Es como si todo lo que conoces desapareciera de pronto. No hay edificios ni concreto ni luces ni ruido. No hay nada. O sí. Una blanquitud inmensa de apariencia infinita. Un día eres uno entre millones como si la ciudad fuera un cuadro pun-tillista. Pero aquí eres sólo uno. Un primer punto en un lienzo blanco en el que el suelo y el cielo parecen no distinguirse puesto en el caballete de un pintor que no sabe cómo comenzar su obra.
Por supuesto no hay señal de internet. Tampoco línea en el teléfono. Sólo hay nieve. Y ésta podría cubrirte por completo si quisiese, borrar el punto que eres para volver a su blanco impoluto. Pero, por alguna benévola razón, no lo hace. Al menos no hoy. Y entonces puedes seguir observando esa gigantesca nada a la que Yukón te enfrenta constantemente.
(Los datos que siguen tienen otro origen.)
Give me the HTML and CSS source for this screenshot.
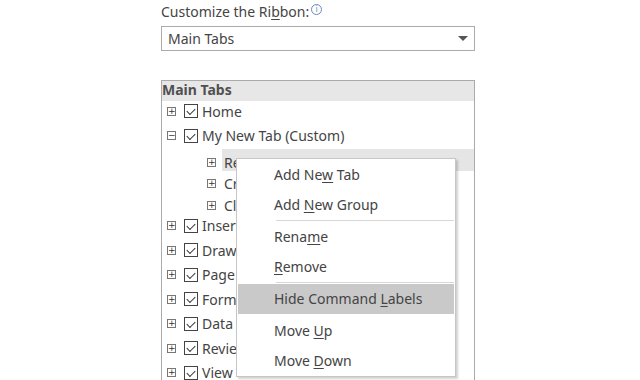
FILE: index.html
```html
<!DOCTYPE html>
<html>
<head>
<meta charset="utf-8">
<link rel="stylesheet" href="styles.css">
</head>
<body>
<div class="panel">
  <div class="label">Customize the Ri<u>b</u>bon:<span class="info">i</span></div>
  <div class="select"><span>Main Tabs</span><span class="arrow"></span></div>
  <div class="tree">
    <div class="tree-head">Main Tabs</div>
    <div class="row top first"><span class="exp">+</span><span class="chk"></span><span class="txt">Home</span></div>
    <div class="row top"><span class="exp">−</span><span class="chk"></span><span class="txt">My New Tab (Custom)</span></div>
    <div class="row child sel"><span class="exp">+</span><span class="txt">Reading (Custom)</span></div>
    <div class="row child"><span class="exp">+</span><span class="txt">Create (Custom)</span></div>
    <div class="row child"><span class="exp">+</span><span class="txt">Clipboard (Custom)</span></div>
    <div class="row top"><span class="exp">+</span><span class="chk"></span><span class="txt">Insert</span></div>
    <div class="row top"><span class="exp">+</span><span class="chk"></span><span class="txt">Draw</span></div>
    <div class="row top"><span class="exp">+</span><span class="chk"></span><span class="txt">Page Layout</span></div>
    <div class="row top"><span class="exp">+</span><span class="chk"></span><span class="txt">Formulas</span></div>
    <div class="row top"><span class="exp">+</span><span class="chk"></span><span class="txt">Data</span></div>
    <div class="row top"><span class="exp">+</span><span class="chk"></span><span class="txt">Review</span></div>
    <div class="row top"><span class="exp">+</span><span class="chk"></span><span class="txt">View</span></div>
  </div>
</div>
<div class="menu">
  <div class="item">Add Ne<u>w</u> Tab</div>
  <div class="item">Add <u>N</u>ew Group</div>
  <div class="sep"></div>
  <div class="item">Rena<u>m</u>e</div>
  <div class="item"><u>R</u>emove</div>
  <div class="sep"></div>
  <div class="item hl">Hide Command <u>L</u>abels</div>
  <div class="item">Move <u>U</u>p</div>
  <div class="item">Move <u>D</u>own</div>
</div>
</body>
</html>
```
FILE: styles.css
```css
html, body {
  margin: 0;
  padding: 0;
  background: #fff;
  overflow: hidden;
  height: 380px;
}
body {
  font-family: "Noto Sans", "Open Sans", sans-serif;
  font-size: 14px;
  color: #444;
  position: relative;
}
u { text-decoration-thickness: 1px; text-underline-offset: 2px; }
.panel {
  width: 314px;
  margin-left: 161px;
  padding-top: 2px;
}
.label {
  height: 22px;
  line-height: 20px;
  display: flex;
  align-items: flex-start;
}
.info {
  display: inline-block;
  width: 9px;
  height: 9px;
  border: 1px solid #6a8bbf;
  border-radius: 50%;
  color: #6a8bbf;
  font-size: 8px;
  line-height: 9px;
  text-align: center;
  margin-left: 2px;
  margin-top: 2px;
  font-family: "DejaVu Sans", sans-serif;
}
.select {
  box-sizing: border-box;
  height: 25px;
  margin-top: 2px;
  border: 1px solid #ababab;
  display: flex;
  align-items: center;
  justify-content: space-between;
  padding: 0 6px 0 6px;
}
.arrow {
  width: 0; height: 0;
  border-left: 5px solid transparent;
  border-right: 5px solid transparent;
  border-top: 5px solid #555;
}
.tree {
  margin-top: 29px;
  border: 1px solid #ababab;
  height: 330px;
}
.tree-head {
  background: #e7e7e7;
  font-weight: bold;
  height: 20px;
  line-height: 17px;
  color: #505050;
}
.row {
  display: flex;
  align-items: center;
  white-space: nowrap;
  box-sizing: border-box;
}
.row.top { height: 24.5px; padding-left: 5px; }
.row.first { margin-top: -2px; }
.row.child { height: 21.5px; padding-left: 45px; padding-top: 5px; }
.row.child .txt { max-width: 12px; overflow: hidden; }
.row.sel { background: #e5e5e5; margin-left: 60px; padding-left: 0; margin-top: 1px; }
.row.sel .exp { margin-left: -15px; }
.exp {
  box-sizing: border-box;
  width: 9px;
  height: 9px;
  border: 1px solid #777;
  font-size: 9px;
  line-height: 6px;
  text-align: center;
  color: #333;
  font-family: "DejaVu Sans", sans-serif;
  flex: none;
  margin-right: 8px;
}
.chk {
  box-sizing: border-box;
  width: 14px;
  height: 14px;
  border: 1px solid #444;
  position: relative;
  flex: none;
  margin-right: 4px;
}
.chk::after {
  content: "";
  position: absolute;
  top: 3px;
  left: 2px;
  width: 7px;
  height: 4px;
  border-left: 1px solid #333;
  border-bottom: 1px solid #333;
  transform: rotate(-45deg);
  transform-origin: center;
}
.txt { color: #444; }
.menu {
  position: absolute;
  left: 236px;
  top: 158px;
  width: 216px;
  background: #fff;
  border: 1px solid #c6c6c6;
  box-shadow: 2px 2px 2px rgba(0,0,0,0.18);
  padding: 1px 1px 0 1px;
}
.item {
  height: 30px;
  line-height: 30px;
  padding-left: 36px;
  color: #444;
}
.item.hl { background: #c9c9c9; margin-bottom: 2px; }
.sep {
  height: 1px;
  background: #d8d8d8;
  margin: 0 0 1px 38px;
}
```
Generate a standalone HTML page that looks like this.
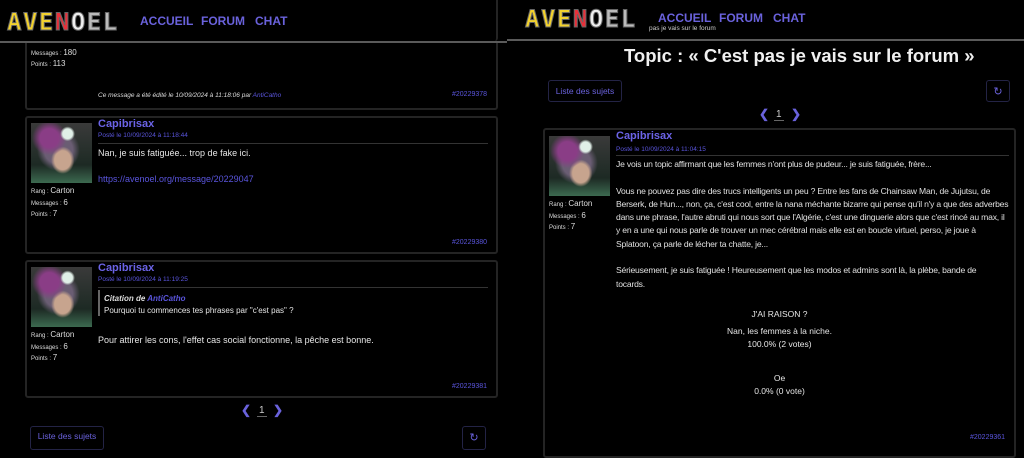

Pero bajo ese blanco, bajo esa inmensa nada, hay de todo. Al oeste de Dawson City, donde me encuentro, bajo mis pies suele correr uno de los ríos más importantes de Norteamérica. El río Yukón, que desemboca en el mar de Bering. Si las teorías son ciertas y el continente americano fue poblado por migrantes siberianos que aprovecharon el hielo como un puente durante la última glaciación, por estas tierras pasaron los que se convirtieron en los primeros habitantes de América. Inimaginable cómo lo hicieron. Esta mañana el termómetro apunta menos 40º Celsius. La ropa térmica, el equipo especial para andar sobre la nieve, los bolsitos calentadores de carbón activado. Todo es apenas suficiente.